A shorter final-drive ratio than last year’s car likely improved the off-the-line performance. The change shortens the overall reductions in first through fifth gears, which also seems to do more to improve the Accent’s tractability than the engine tweaks Hyundai employed. We did notice that the engine feels smoother than before, and its tones could be considered dulcet for the class. Fuel economy is, predictably, a strong suit: We saw 30 mpg overall, plus 41 mpg on our 75-mph highway fuel-economy drive loop.
Indeed, stepping up the Accent’s trim-level ladder adds a few extra goodies into the same interior while raising the price to one-size-up, compact-car levels. The SEL gains rear disc brakes in place of drums, a second USB port, 15-inch aluminum wheels, and—this is its sole worthwhile upgrade—a larger 7.0-inch touchscreen with Apple CarPlay and Android Auto. The Limited, priced solidly in Elantra territory, adds 17-inch aluminum wheels that firm up the Accent’s ride, automatic climate control, heated front seats, a color gauge-cluster display (the SE and SEL use an easy-to-read white-on-black screen), and forward-collision warning with automated emergency braking.
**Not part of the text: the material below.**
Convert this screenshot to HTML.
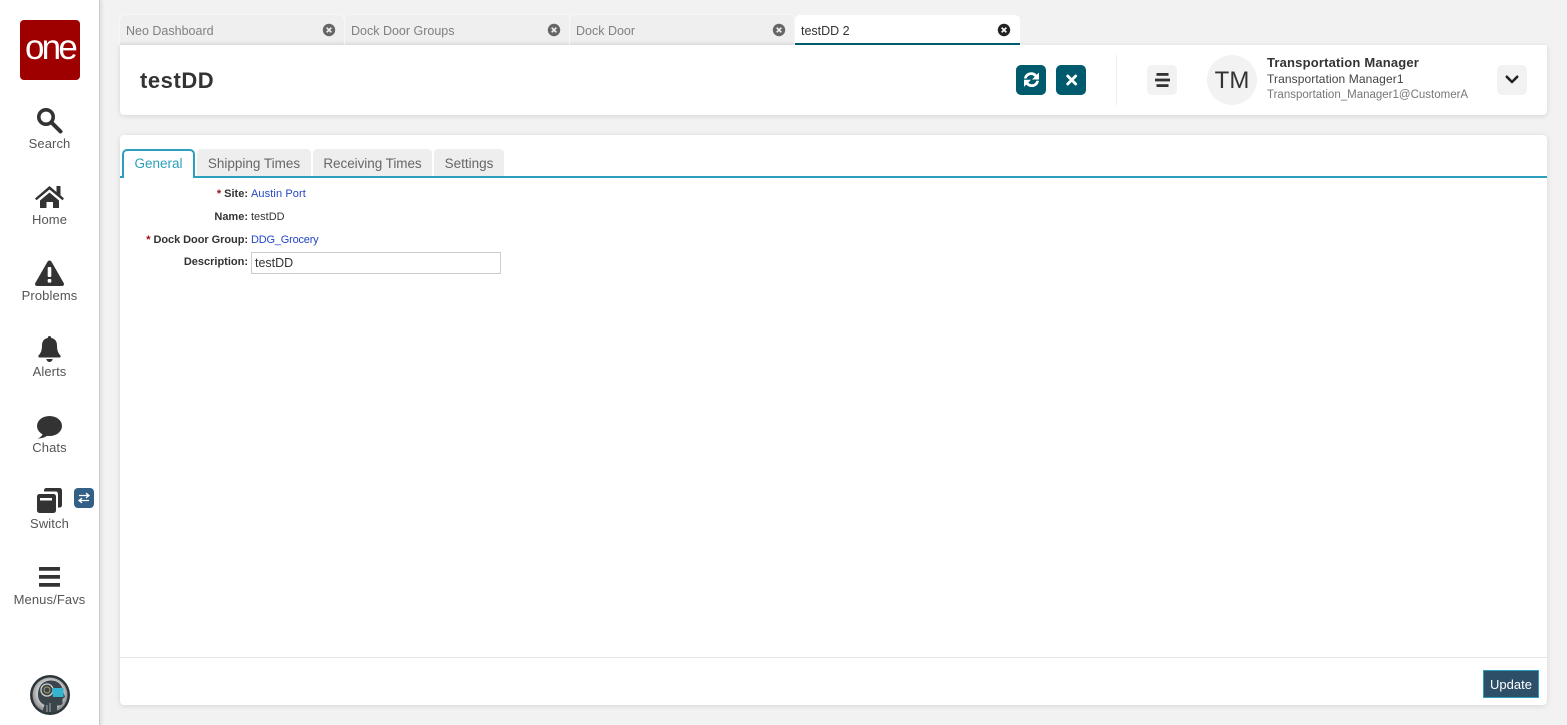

Given the SE’s essentials and essential goodness, as well as the budget-friendly appeal inherent to subcompacts in general, we see little reason to explore the more expensive Accents. Among small cars with genuine appeal, the base model ranks right up there with the slightly pricier Toyota Yaris iA while offering significantly more interior room and cargo space. There are less expensive—and less appealing—alternatives, but this Accent doesn’t cost much more and has everything you need, plus a few things you might not expect.